Tech is ranked No. 2 in the Golfweek/Sagarin Performance Index and No. 5 by Golfstat. The Jackets are the No. 1 seed in Raleigh, and No. 8 Washington is No. 2.

The Huskies are four strokes in arrears.

Their No. 2 man, Trevor Simsby, is at four-under with Andrews despite shooting three bogeys in 15 holes. That's because he also nailed seven birdies. That's kind of wild.

There is no predicting what happens at this stage, particularly for teams like the Huskies that are sent far afield by the NCAA.

The Jackets failed to make it out of an Oklahoma regional a few years ago when trying to play through unfamiliar weather and course conditions.

Thursday, No. 4 Cal - which has put together an outstanding three years of golf - wound up in seventh place after the first round of a regional in Sugar Grove, Ill. The Bears are 21 strokes behind Alabama-Birmingham and 20 behind Illinois.

Why is Cal in the Midwest? The Bears finished third in the Pac-10 Tournament.

So much is left to be determined, and the Jackets have no interest in tempting fate nor complaining about surroundings.

Andrews, in particular, is quite pleased with his environment.

Although he's not especially familiar with Lonnie Cooper as it was built a few years ago, he knows his way around North Carolina, knows the air, knows the horticulture.

It does not hurt to see familiar faces -- like those of his parents, high school pals and teammates and perhaps on Saturday his high school coach -- in the crowd.

"Two of my best friends from back home [are attending]. We keep in touch daily and weekly," he said. "I love Atlanta, and I love being at Georgia Tech. Being home in the Carolinas is definitely refreshing.
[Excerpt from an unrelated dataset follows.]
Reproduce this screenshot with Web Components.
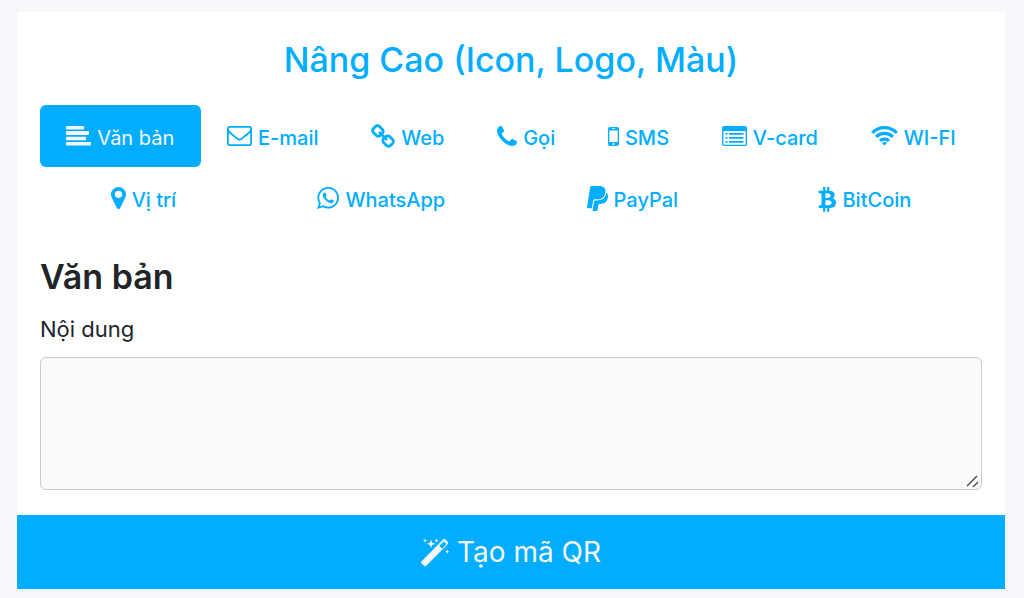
<!DOCTYPE html>
<html lang="vi">
<head>
<meta charset="utf-8">
<meta name="viewport" content="width=device-width, initial-scale=1">
<title>Tạo mã QR</title>
<style>
  body { margin: 0; background: #f5f7fa; color: #212529; font-family: Inter, "Liberation Sans", sans-serif; }
</style>
</head>
<body>
<qr-card>
  <span slot="title">Nâng Cao (Icon, Logo, Màu)</span>
  <qr-tabs slot="tabs">
    <qr-tab icon="align" active>Văn bản</qr-tab>
    <qr-tab icon="mail">E-mail</qr-tab>
    <qr-tab icon="link">Web</qr-tab>
    <qr-tab icon="phone">Gọi</qr-tab>
    <qr-tab icon="mobile">SMS</qr-tab>
    <qr-tab icon="card">V-card</qr-tab>
    <qr-tab icon="wifi">WI-FI</qr-tab>
    <qr-tab icon="pin">Vị trí</qr-tab>
    <qr-tab icon="whatsapp">WhatsApp</qr-tab>
    <qr-tab icon="paypal">PayPal</qr-tab>
    <qr-tab icon="bitcoin">BitCoin</qr-tab>
  </qr-tabs>
  <qr-text-field label="Nội dung"><span slot="heading">Văn bản</span></qr-text-field>
  <qr-submit slot="action">Tạo mã QR</qr-submit>
</qr-card>

<script>
// name: [width, height, viewBox, markup]
const ICONS = {
  align: [25, 20, '0 0 25 20', '<rect width="18" height="3.500" rx="1"/><rect y="5" width="23" height="4" rx="1"/><rect y="10.800" width="20" height="3.500" rx="1"/><rect y="16" width="25" height="3.600" rx="1"/>'],
  mail: [25, 20, '0 256 1792 1408', '<path d="M1664 1504v-768q-32 36-69 66-268 206-426 338-51 43-83 67t-86.500 48.500-102.500 24.500h-2q-48 0-102.500-24.500t-86.500-48.500-83-67q-158-132-426-338-37-30-69-66v768q0 13 9.500 22.500t22.500 9.500h1472q13 0 22.500-9.500t9.500-22.500zm0-1051v-24.500l-.5-13-3-12.500-5.500-9-9-7.500-14-2.500h-1472q-13 0-22.500 9.500t-9.500 22.500q0 168 147 284 193 152 401 317 6 5 35 29.500t46 37.500 44.500 31.500 50.500 27.500 43 9h2q20 0 43-9t50.500-27.500 44.500-31.500 46-37.500 35-29.500q208-165 401-317 54-43 100.500-115.500t46.500-131.500zm128-37v1088q0 66-47 113t-113 47h-1472q-66 0-113-47t-47-113v-1088q0-66 47-113t113-47h1472q66 0 113 47t47 113z"/>'],
  link: [24, 24, '64 0 1664 1664', '<path d="M1520 1216q0-40-28-68l-208-208q-28-28-68-28-42 0-72 32 3 3 19 18.500t21.500 21.500 15 19 13 25.500 3.500 27.500q0 40-28 68t-68 28q-15 0-27.500-3.500t-25.500-13-19-15-21.500-21.500-18.500-19q-33 31-33 73 0 40 28 68l206 207q27 27 68 27 40 0 68-26l147-146q28-28 28-67zm-703-705q0-40-28-68l-206-207q-28-28-68-28-39 0-68 27l-147 146q-28 28-28 67 0 40 28 68l208 208q27 27 68 27 42 0 72-31-3-3-19-18.500t-21.500-21.500-15-19-13-25.500-3.500-27.500q0-40 28-68t68-28q15 0 27.500 3.500t25.500 13 19 15 21.500 21.500 18.500 19q33-31 33-73zm895 705q0 120-85 203l-147 146q-83 83-203 83-121 0-204-85l-206-207q-83-83-83-203 0-123 88-209l-88-88q-86 88-208 88-120 0-204-84l-208-208q-84-84-84-204t85-203l147-146q83-83 203-83 121 0 204 85l206 207q83 83 83 203 0 123-88 209l88 88q86-88 208-88 120 0 204 84l208 208q84 84 84 204z"/>'],
  phone: [20, 20, '192 128 1408 1408', '<path d="M1600 1240q0 27-10 70.500t-21 68.500q-21 50-122 106-94 51-186 51-27 0-53-3.500t-57.500-12.500-47-14.500-55.500-20.500-49-18q-98-35-175-83-127-79-264-216t-216-264q-48-77-83-175-3-9-18-49t-20.500-55.500-14.500-47-12.500-57.500-3.500-53q0-92 51-186 56-101 106-122 25-11 68.500-21t70.500-10q14 0 21 3 18 6 53 76 11 19 30 54t35 63.500 31 53.500q3 4 17.500 25t21.500 35.500 7 28.500q0 20-28.500 50t-62 55-62 53-28.500 46q0 9 5 22.500t8.500 20.500 14 24 11.500 19q76 137 174 235t235 174q2 1 19 11.500t24 14 20.500 8.500 22.500 5q18 0 46-28.500t53-62 55-62 50-28.500q14 0 28.500 7t35.500 21.500 25 17.500q25 15 53.500 31t63.500 35 54 30q70 35 76 53 3 7 3 21z"/>'],
  mobile: [11, 19, '0 0 11 19', '<path fill-rule="evenodd" d="M2 0h7a2 2 0 0 1 2 2v15a2 2 0 0 1-2 2H2a2 2 0 0 1-2-2V2a2 2 0 0 1 2-2zM1.300 3.500v11.500h8.400V3.500zM4 1.300v.8h3v-.8zM5.500 16a1.100 1.100 0 1 0 0 2.200 1.100 1.100 0 0 0 0-2.200z"/>'],
  card: [25, 20, '0 0 25 20', '<path fill-rule="evenodd" d="M2 0h21a2 2 0 0 1 2 2v16a2 2 0 0 1-2 2H2a2 2 0 0 1-2-2V2a2 2 0 0 1 2-2zM1.400 5v13q0 .7.7.7h20.800q.7 0 .7-.7V5z"/><path d="M3.500 7h2v1.700h-2zM7 7h14.500v1.700H7zM3.500 11h2v1.700h-2zM7 11h14.500v1.700H7zM3.500 15h2v1.700h-2zM7 15h14.500v1.700H7z"/>'],
  wifi: [27, 20, '0 0 27 20', '<g fill="none" stroke="currentColor" stroke-width="3.300"><path d="M1.200 6.800a17.400 17.400 0 0 1 24.600 0M5.100 10.900a11.900 11.900 0 0 1 16.800 0M9 14.900a6.400 6.400 0 0 1 9 0"/></g><path d="M13.500 19.500l-2.600-2.600q2.600-2 5.200 0z"/>'],
  pin: [15, 22, '384 128 1024 1536', '<path d="M1152 640q0-106-75-181t-181-75-181 75-75 181 75 181 181 75 181-75 75-181zm256 0q0 109-33 179l-364 774q-16 33-47.500 52t-67.500 19-67.500-19-46.500-52l-365-774q-33-70-33-179 0-212 150-362t362-150 362 150 150 362z"/>'],
  whatsapp: [22, 22, '128 122 1536 1542', '<path d="M1113 974q13 0 97.500 44t89.500 53q2 5 2 15 0 33-17 76-16 39-71 65.500t-102 26.500q-57 0-190-62-98-45-170-118t-148-185q-72-107-71-194v-8q3-91 74-158 24-22 52-22 6 0 18 1.500t19 1.500q19 0 26.500 6.500t15.500 27.500q8 20 33 88t25 75q0 21-34.500 57.500t-34.500 46.500q0 7 5 15 34 73 102 137 56 53 151 101 12 7 22 7 15 0 54-48.500t52-48.500zm-203 530q127 0 243.500-50t200.500-134 134-200.500 50-243.500-50-243.500-134-200.500-200.500-134-243.500-50-243.500 50-200.500 134-134 200.500-50 243.500q0 203 120 368l-79 233 242-77q158 104 345 104zm0-1382q153 0 292.500 60t240.500 161 161 240.500 60 292.500-60 292.500-161 240.500-240.500 161-292.500 60q-195 0-365-94l-417 134 136-405q-108-178-108-389 0-153 60-292.500t161-240.500 240.500-161 292.500-60z"/>'],
  paypal: [21, 25, '0 28 384 456', '<path d="M111.400 295.900c-3.500 19.200-17.400 108.700-21.500 134-.3 1.800-1 2.500-3 2.500H12.300c-7.600 0-13.100-6.600-12.100-13.900L58.800 46.600c1.500-9.600 10.100-16.900 20-16.900 152.300 0 165.100-3.700 204 11.400 60.100 23.300 65.600 79.500 44 140.300-21.500 62.600-72.500 89.500-140.100 90.300-43.400.7-69.500-7-75.300 24.200zM357.100 152c-1.800-1.300-2.500-1.800-3 1.300-2 11.400-5.100 22.500-8.800 33.600-39.900 113.800-150.500 103.900-204.500 103.900-6.100 0-10.100 3.300-10.900 9.400-22.600 140.400-27.100 169.700-27.100 169.700-1 7.100 3.500 12.900 10.600 12.900h63.500c8.600 0 15.700-6.300 17.400-14.900.7-5.400-1.100 6.100 14.400-91.300 4.600-22 14.300-19.700 29.300-19.700 71 0 126.400-28.800 142.900-112.300 6.500-34.800 4.600-71.400-23.800-92.600z"/>'],
  bitcoin: [17, 23, '340 128 1180 1536', '<path d="M1427 635q18 182-131 258 117 28 175 103t45 214q-7 71-32.500 125t-64.500 89-97 58.500-121.500 34.500-145.500 15v255h-154v-251q-80 0-122-1v252h-154v-255q-18 0-54-.5t-55-.5h-200l31-183h111q50 0 58-51v-402h16q-6-1-16-1v-287q-13-68-89-68h-111v-164l212 1q64 0 97-1v-252h154v247q82-2 122-2v-245h154v252q79 7 140 22.500t113 45 82.500 78 36.500 114.500zm-215 545q0-36-15-64t-37-46-57.500-30.500-65.500-18.500-74-9-69-3-64.500 1-47.500 1v338q8 0 37 .5t48 .5 53-1.500 58.500-4 57-8.500 55.500-14 47.500-21 39.500-30 24.500-40 9.500-51zm-71-476q0-33-12.500-58.500t-30.500-42-48-28-55-16.500-61.500-8-58-2.500-54 1-39.500.5v307q5 0 34.500.5t46.500 0 50-2 55-5.500 51.500-11 48.500-18.500 37-27 27-38.500 9-51z"/>'],
  magic: [28, 28, '0 0 28 28', '<path fill-rule="evenodd" d="M.4 23.600 22.300 1.300q.9-.9 1.800 0l2.800 2.800q.9.900 0 1.800L5 27.900q-.9.800-1.800 0L.4 25.300q-.8-.8 0-1.700zM18.300 7.800l2.900 2.900 4.200-4.700-2.400-2.500z"/><path d="M10 1.500l1.100 3.200 3.200 1.100-3.200 1.100L10 10.100 8.900 6.900 5.700 5.800l3.200-1.100zM4 .5l.6 1.500 1.500.6-1.500.6L4 4.700l-.6-1.500-1.500-.6L3.400 2zM15.500.5l.6 1.500 1.500.6-1.500.6-.6 1.500-.6-1.500-1.500-.6 1.500-.6zM26.300 11.500l.6 1.600 1.500.6-1.500.6-.6 1.500-.6-1.500-1.500-.6 1.500-.6z"/>']
};

class QrIcon extends HTMLElement {
  connectedCallback() {
    const [w, h, box, body] = ICONS[this.getAttribute('name')];
    this.attachShadow({ mode: 'open' }).innerHTML = `
      <style>:host { display: inline-flex; flex: none; } svg { display: block; overflow: visible; }</style>
      <svg width="${w}" height="${h}" viewBox="${box}" preserveAspectRatio="none" fill="currentColor" aria-hidden="true">${body}</svg>`;
  }
}

class QrTab extends HTMLElement {
  connectedCallback() {
    this.attachShadow({ mode: 'open' }).innerHTML = `
      <style>
        :host { display: block; flex: 1 1 auto; }
        a { display: flex; align-items: center; justify-content: center; gap: 6px; box-sizing: border-box;
            height: 62px; padding: 4px 24px 0; border-radius: 6px; color: #00adff; text-decoration: none;
            font-size: 20px; font-weight: 500; line-height: 30px; white-space: nowrap; }
        qr-icon { padding-bottom: 4px; }
        :host([active]) a { background: #00adff; color: #f5f7fa; font-weight: 400; }
      </style>
      <a href="#"><qr-icon name="${this.getAttribute('icon')}"></qr-icon><span><slot></slot></span></a>`;
  }
}

class QrTabs extends HTMLElement {
  connectedCallback() {
    this.attachShadow({ mode: 'open' }).innerHTML = `
      <style>:host { display: block; } nav { display: flex; flex-wrap: wrap; }</style>
      <nav><slot></slot></nav>`;
  }
}

class QrTextField extends HTMLElement {
  connectedCallback() {
    this.attachShadow({ mode: 'open' }).innerHTML = `
      <style>
        :host { display: block; }
        h2 { margin: 0 0 14px; font-size: 34px; line-height: 44px; font-weight: 600; }
        label { display: block; margin-bottom: 12px; font-size: 22px; line-height: 32px; }
        textarea { display: block; box-sizing: border-box; width: 100%; height: 133px; padding: 8px 16px;
          border: 1px solid #c5cbd1; border-radius: 6px; background: #fafafa; color: inherit; font: inherit;
          font-size: 22px; resize: vertical; outline: none; }
        textarea::-webkit-resizer { background: url("data:image/svg+xml,%3Csvg xmlns='http://www.w3.org/2000/svg' width='15' height='15'%3E%3Cpath d='M1 12 11 2M7 13l5-5' stroke='%23555' stroke-width='1.500'/%3E%3C/svg%3E") no-repeat; }
      </style>
      <h2><slot name="heading"></slot></h2>
      <label for="content">${this.getAttribute('label')}</label>
      <textarea id="content"></textarea>`;
  }
}

class QrSubmit extends HTMLElement {
  connectedCallback() {
    this.attachShadow({ mode: 'open' }).innerHTML = `
      <style>
        :host { display: block; }
        button { display: flex; align-items: center; justify-content: center; gap: 8px; width: 100%; height: 74px;
          padding: 0; border: 0; background: #00adff; color: #f5f7fa; font: inherit; font-size: 28px; line-height: 44px; cursor: pointer; }
      </style>
      <button type="submit"><qr-icon name="magic"></qr-icon><span><slot></slot></span></button>`;
  }
}

class QrCard extends HTMLElement {
  connectedCallback() {
    this.attachShadow({ mode: 'open' }).innerHTML = `
      <style>
        :host { display: block; padding: 12px 19px 8px 17px; }
        form { background: #fff; }
        .body { padding: 26px 23px 25px; }
        h1 { margin: 0 0 23px; color: #00adff; font-size: 34px; line-height: 44px; font-weight: 500; text-align: center; }
        ::slotted(qr-tabs) { margin-bottom: 26px; }
      </style>
      <form>
        <div class="body">
          <h1><slot name="title"></slot></h1>
          <slot name="tabs"></slot>
          <slot></slot>
        </div>
        <slot name="action"></slot>
      </form>`;
  }
}

customElements.define('qr-icon', QrIcon);
customElements.define('qr-tab', QrTab);
customElements.define('qr-tabs', QrTabs);
customElements.define('qr-text-field', QrTextField);
customElements.define('qr-submit', QrSubmit);
customElements.define('qr-card', QrCard);
</script>
</body>
</html>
It always brings back good memories, and makes you feel good about yourself."

The Jackets also feel good about themselves.

They compete like mad against each other in practice, and even in tournaments, yet they compete for each other as well.

"I think that we all support each other, and when we see each other playing well it helps," Andrews said. "When we're playing well, and you don't see [teammates], it helps knowing [how capable they are of hitting them straight]."